Figure 31.3.3: Multi-phase clock bus design to distribute the clock sources to all the clock domains; the dynamic clock-management scheme for each clock domain.

Figure 31.3.4: The clock-chain synchronization policy between the neighboring clock domains and the data detection and timing control module design.

Figure 31.3.5: Measured clock waveforms and the performance benefits for benchmarks.

Figure 31.3.6: Benefits with scaled voltage and comparison table.
Figure 31.3.7: Die micrograph.

Table 31.3.1:

<table>
<thead>
<tr>
<th>Component</th>
<th>Value</th>
</tr>
</thead>
<tbody>
<tr>
<td>Technology</td>
<td>65nm CMOS</td>
</tr>
<tr>
<td>Active Area</td>
<td>3.6mm²</td>
</tr>
<tr>
<td>Total Power</td>
<td>288mW</td>
</tr>
<tr>
<td>PE Array Power</td>
<td>165mW</td>
</tr>
<tr>
<td>DRAM Power</td>
<td>92mW</td>
</tr>
<tr>
<td>PLL Power</td>
<td>11.5mW</td>
</tr>
<tr>
<td>DLL Power</td>
<td>5.1mW</td>
</tr>
<tr>
<td>Ckt Bus Power</td>
<td>3.6mW</td>
</tr>
<tr>
<td>Base Freq</td>
<td>700MHz</td>
</tr>
<tr>
<td>Boosted Freq</td>
<td>820MHz</td>
</tr>
<tr>
<td>Supply Vdd</td>
<td>0.5-1V</td>
</tr>
<tr>
<td>DRAM Area</td>
<td>84Kb</td>
</tr>
<tr>
<td>Ckt Bus Area</td>
<td>1.1%</td>
</tr>
<tr>
<td>DDT Area</td>
<td>2.2%</td>
</tr>
</tbody>
</table>

Figure 31.3.8: The multi-phase clock distribution bus has been carefully designed at layout to balance the total travel length of each clock phase.
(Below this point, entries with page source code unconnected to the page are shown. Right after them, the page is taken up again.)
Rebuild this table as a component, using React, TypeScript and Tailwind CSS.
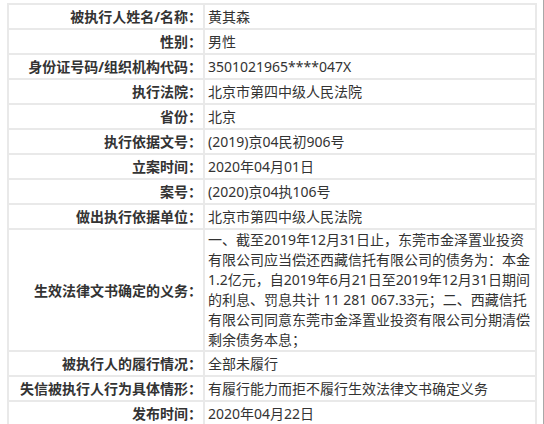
import React from 'react';

const rows: { label: string; value: React.ReactNode }[] = [
  { label: '被执行人姓名/名称：', value: '黄其森' },
  { label: '性别：', value: '男性' },
  { label: '身份证号码/组织机构代码：', value: '3501021965****047X' },
  { label: '执行法院：', value: '北京市第四中级人民法院' },
  { label: '省份：', value: '北京' },
  { label: '执行依据文号：', value: '(2019)京04民初906号' },
  { label: '立案时间：', value: '2020年04月01日' },
  { label: '案号：', value: '(2020)京04执106号' },
  { label: '做出执行依据单位：', value: '北京市第四中级人民法院' },
];

const duty = [
  '一、截至2019年12月31日止，东莞市金泽置业投资',
  '有限公司应当偿还西藏信托有限公司的债务为：本金',
  '1.2亿元，自2019年6月21日至2019年12月31日期间',
  '的利息、罚息共计 11 281 067.33元；二、西藏信托',
  '有限公司同意东莞市金泽置业投资有限公司分期清偿',
  '剩余债务本息；',
];

const tail = [
  { label: '被执行人的履行情况：', value: '全部未履行' },
  { label: '失信被执行人行为具体情形：', value: '有履行能力而拒不履行生效法律文书确定义务' },
  { label: '发布时间：', value: '2020年04月22日' },
];

const Row = ({ label, value }: { label: string; value: React.ReactNode }) => (
  <>
    <div className="bg-white h-[23px] flex items-center justify-end pr-[1px] font-bold whitespace-nowrap">{label}</div>
    <div className="bg-white h-[23px] flex items-center pl-[3px] whitespace-nowrap">{value}</div>
  </>
);

const App = () => {
  return (
    <div className="w-[544px] h-[424px] bg-white overflow-hidden relative font-['Noto_Sans','Noto_Sans_CJK_SC',sans-serif] text-[14px] text-[#333]">
      <div className="mt-[3px] ml-[7px] w-[530px] grid grid-cols-[194px_330px] gap-[2px] p-[2px] bg-[#e9e9e9]">
        {rows.map((r, i) => (
          <Row key={i} label={r.label} value={r.value} />
        ))}
        <div className="bg-white flex items-center justify-end pr-[1px] font-bold whitespace-nowrap">生效法律文书确定的义务：</div>
        <div className="bg-white pl-[3px] leading-[20px]">
          {duty.map((line, i) => (
            <div key={i} className="whitespace-nowrap">{line}</div>
          ))}
        </div>
        {tail.map((r, i) => (
          <Row key={i} label={r.label} value={r.value} />
        ))}
      </div>
      <div className="absolute top-0 right-0 w-[1px] h-full bg-[#a8a8a8]" />
    </div>
  );
};

export default App;
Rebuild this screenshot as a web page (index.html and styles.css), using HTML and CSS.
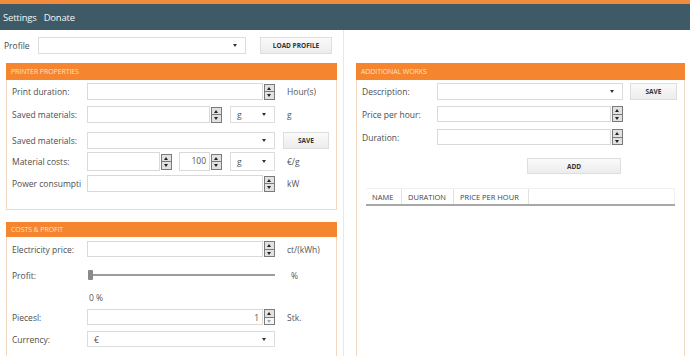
FILE: index.html
```html
<!DOCTYPE html>
<html>
<head>
<meta charset="utf-8">
<link rel="stylesheet" href="styles.css">
</head>
<body>
<div class="topline"></div>
<nav class="nav"><span class="nav-item">Settings</span><span class="nav-item">Donate</span></nav>
<div class="main">
  <div class="col-left">
    <div class="profile-row">
      <span class="profile-label">Profile</span>
      <div class="combo w-profile"><span class="combo-val"></span><span class="caret"></span></div>
      <div class="btn w-load">LOAD PROFILE</div>
    </div>

    <section class="group g-printer">
      <div class="group-head">PRINTER PROPERTIES</div>
      <div class="group-body">
        <div class="row r1">
          <span class="lbl">Print duration:</span>
          <div class="numbox w188"><div class="num"></div><div class="spin"><i class="up"></i><i class="dn"></i></div></div>
          <span class="unit">Hour(s)</span>
        </div>
        <div class="row r2">
          <span class="lbl">Saved materials:</span>
          <div class="numbox w135"><div class="num"></div><div class="spin"><i class="up"></i><i class="dn"></i></div></div>
          <div class="combo w45 ml8"><span class="combo-val">g</span><span class="caret"></span></div>
          <span class="unit">g</span>
        </div>
        <div class="row r3">
          <span class="lbl">Saved materials:</span>
          <div class="combo w188"><span class="combo-val"></span><span class="caret"></span></div>
          <div class="btn w46 ml8">SAVE</div>
        </div>
        <div class="row r4">
          <span class="lbl">Material costs:</span>
          <div class="numbox w85"><div class="num"></div><div class="spin"><i class="up"></i><i class="dn"></i></div></div>
          <div class="numbox w43 ml7"><div class="num">100</div><div class="spin"><i class="up"></i><i class="dn"></i></div></div>
          <div class="combo w45 ml8"><span class="combo-val">g</span><span class="caret"></span></div>
          <span class="unit">€/g</span>
        </div>
        <div class="row r5">
          <span class="lbl">Power consumpti</span>
          <div class="numbox w188"><div class="num"></div><div class="spin"><i class="up"></i><i class="dn"></i></div></div>
          <span class="unit">kW</span>
        </div>
      </div>
    </section>

    <section class="group g-costs">
      <div class="group-head">COSTS &amp; PROFIT</div>
      <div class="group-body">
        <div class="row c1">
          <span class="lbl">Electricity price:</span>
          <div class="numbox w188"><div class="num"></div><div class="spin"><i class="up"></i><i class="dn"></i></div></div>
          <span class="unit">ct/(kWh)</span>
        </div>
        <div class="row c2">
          <span class="lbl">Profit:</span>
          <div class="slider w188"><span class="thumb"></span><span class="track"></span></div>
          <span class="unit u-pct">%</span>
        </div>
        <div class="row c3">
          <span class="lbl"></span>
          <span class="pct">0 %</span>
        </div>
        <div class="row c4">
          <span class="lbl">Piecesl:</span>
          <div class="numbox w188"><div class="num">1</div><div class="spin"><i class="up"></i><i class="dn light"></i></div></div>
          <span class="unit">Stk.</span>
        </div>
        <div class="row c5">
          <span class="lbl">Currency:</span>
          <div class="combo w188"><span class="combo-val">€</span><span class="caret"></span></div>
        </div>
      </div>
    </section>
  </div>

  <div class="col-right">
    <section class="group g-works">
      <div class="group-head">ADDITIONAL WORKS</div>
      <div class="group-body">
        <div class="row w1">
          <span class="lbl">Description:</span>
          <div class="combo w186"><span class="combo-val"></span><span class="caret"></span></div>
          <div class="btn w47 ml7">SAVE</div>
        </div>
        <div class="row w2">
          <span class="lbl">Price per hour:</span>
          <div class="numbox w186"><div class="num"></div><div class="spin"><i class="up"></i><i class="dn"></i></div></div>
        </div>
        <div class="row w3">
          <span class="lbl">Duration:</span>
          <div class="numbox w186"><div class="num"></div><div class="spin"><i class="up"></i><i class="dn"></i></div></div>
        </div>
        <div class="add-row"><div class="btn w94">ADD</div></div>
        <div class="table">
          <div class="thead">
            <span class="th th-name">NAME</span>
            <span class="th th-dur">DURATION</span>
            <span class="th th-price">PRICE PER HOUR</span>
            <span class="th th-rest"></span>
          </div>
        </div>
      </div>
    </section>
  </div>
</div>
</body>
</html>
```
FILE: styles.css
```css
* { box-sizing: border-box; }
html, body { margin: 0; padding: 0; }
body {
  width: 690px;
  height: 356px;
  overflow: hidden;
  background: #fff;
  font-family: "Open Sans", "Noto Sans", "Liberation Sans", sans-serif;
  font-size: 8.5px;
  color: #4a4a4a;
}
.topline { height: 4px; background: #f28a3c; }
.nav {
  height: 26px;
  background: #3e5a67;
  display: flex;
  align-items: center;
  padding-left: 3px;
  gap: 7px;
}
.nav-item { color: #f2f5f6; font-size: 9.5px; letter-spacing: -0.2px; }

.main { display: flex; height: 326px; }
.col-left {
  width: 344px;
  border-right: 1px solid #e8e8e8;
  padding-top: 7px;
}
.col-right { flex: 1; padding-top: 33px; padding-left: 12px; }

.profile-row { display: flex; align-items: center; height: 17px; padding-left: 4px; }
.profile-label { width: 34px; }
.w-profile { width: 208px; height: 16px; }
.w-load { width: 72px; height: 17px; margin-left: 14px; }

.group {
  border: 1px solid #f1d6c0;
  border-top: none;
  background: #fff;
}
.g-printer { margin: 9px 0 0 6px; width: 331px; height: 147px; }
.g-costs { margin: 12px 0 0 6px; width: 331px; height: 140px; }
.g-works { width: 329px; height: 300px; }
.group-head {
  height: 17px;
  margin: 0 -1px;
  background: #f5852f;
  color: #fde0c8;
  font-size: 7px;
  line-height: 17px;
  padding-left: 5px;
  letter-spacing: -0.1px;
}
.g-costs .group-head { height: 15px; line-height: 15px; }
.group-body { padding: 0 5px; }

.row { display: flex; align-items: center; height: 17px; }
.lbl { width: 75px; flex: none; white-space: nowrap; overflow: hidden; color: #4e4e4e; }
.unit { margin-left: 12px; color: #555; }
.u-pct { margin-left: 16px; }

.r1 { margin-top: 3px; }
.r2 { margin-top: 6px; }
.r3 { margin-top: 9px; }
.r4 { margin-top: 3px; height: 19px; }
.r5 { margin-top: 4px; }

.c1 { margin-top: 4px; height: 16px; }
.c2 { margin-top: 10px; height: 16px; }
.c3 { margin-top: 8px; height: 12px; }
.c4 { margin-top: 6px; height: 16px; }
.c5 { margin-top: 6px; height: 16px; }

.w1 { margin-top: 3px; }
.w2 { margin-top: 6px; height: 16px; }
.w3 { margin-top: 7px; height: 16px; }

.w188 { width: 188px; }
.w186 { width: 186px; }
.w135 { width: 135px; }
.w85 { width: 85px; }
.w43 { width: 43px; }
.w45 { width: 45px; }
.w46 { width: 46px; }
.w47 { width: 47px; }
.w94 { width: 94px; }
.ml7 { margin-left: 7px; }
.ml8 { margin-left: 8px; }

.numbox { display: flex; height: 100%; }
.num {
  flex: 1;
  border: 1px solid #d9d9d9;
  background: #fff;
  text-align: right;
  padding-right: 3px;
  line-height: 15px;
  color: #555;
}
.spin {
  width: 11px;
  margin-left: 1px;
  display: flex;
  flex-direction: column;
  justify-content: center;
  border: 1px solid #7a7a7a;
  height: 16px;
  align-self: center;
  background: #ececec;
}
.spin i {
  display: block;
  flex: 1;
  position: relative;
  background: #e2e2e2;
}
.spin i.up { border-bottom: 1px solid #7a7a7a; }
.spin i::after {
  content: "";
  position: absolute;
  left: 2px;
  width: 0; height: 0;
  border-left: 2.5px solid transparent;
  border-right: 2.5px solid transparent;
}
.spin i.up::after { top: 2px; border-bottom: 3px solid #222; }
.spin i.dn::after { top: 2px; border-top: 3px solid #222; }
.spin i.light { background: #f6f6f6; }
.spin i.light::after { border-top-color: #aaa; }

.combo {
  height: 100%;
  border: 1px solid #dcdcdc;
  background: #fff;
  display: flex;
  align-items: center;
  padding: 0 6px;
  position: relative;
}
.combo-val { flex: 1; color: #555; }
.caret {
  width: 0; height: 0;
  border-left: 2px solid transparent;
  border-right: 2px solid transparent;
  border-top: 3px solid #333;
  margin-right: 2px;
}

.btn {
  height: 100%;
  border: 1px solid #dedede;
  background: linear-gradient(#fafafa, #ececec);
  display: flex;
  align-items: center;
  justify-content: center;
  font-size: 6.5px;
  font-weight: 700;
  color: #333;
}

.slider { position: relative; height: 100%; display: flex; align-items: center; }
.thumb {
  width: 5px; height: 10px;
  background: #8a8a8a;
  border-radius: 1px;
  margin-left: 1px;
  flex: none;
}
.track { flex: 1; height: 2px; background: #9c9c9c; }
.pct { color: #555; margin-left: 2px; }

.add-row { display: flex; padding-left: 165px; margin-top: 13px; height: 16px; }
.table { margin: 14px 0 0 4px; width: 309px; }
.thead {
  display: flex;
  height: 18px;
  border-bottom: 2px solid #a8a8a8;
  border-top: 1px solid #f0f0f0;
}
.th {
  display: flex;
  align-items: center;
  padding-left: 6px;
  font-size: 7.5px;
  color: #444;
  border-right: 1px solid #e2e2e2;
}
.th-name { width: 36px; }
.th-dur { width: 52px; }
.th-price { width: 75px; }
.th-rest { flex: 1; border-right: 1px solid #f0f0f0; }
```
Dummy phases (extra phases p-1 and p28 generated from DLL) are used to match the boundary conditions for p0 and p27. Both RC extraction and electromagnetic (EM) simulations are utilized to simulate the clock skews between the neighbor phases showing up to 4ps phase mismatch after physical design optimizations.

Figure 31.3.9: The clock phase propagation for different dataflows within 200 cycles. The systolic dataflow has slower phase propagation due to consideration of input operand transitions in the past 8 clock cycles, leading to less performance benefit.

Figure 31.3.10: The synchronization signals between the neighboring clock domains need to be very carefully managed using STA during timing closure. For example, the setup and hold-time margin for the Offset/Sel signals between DDTs are shown in the figure.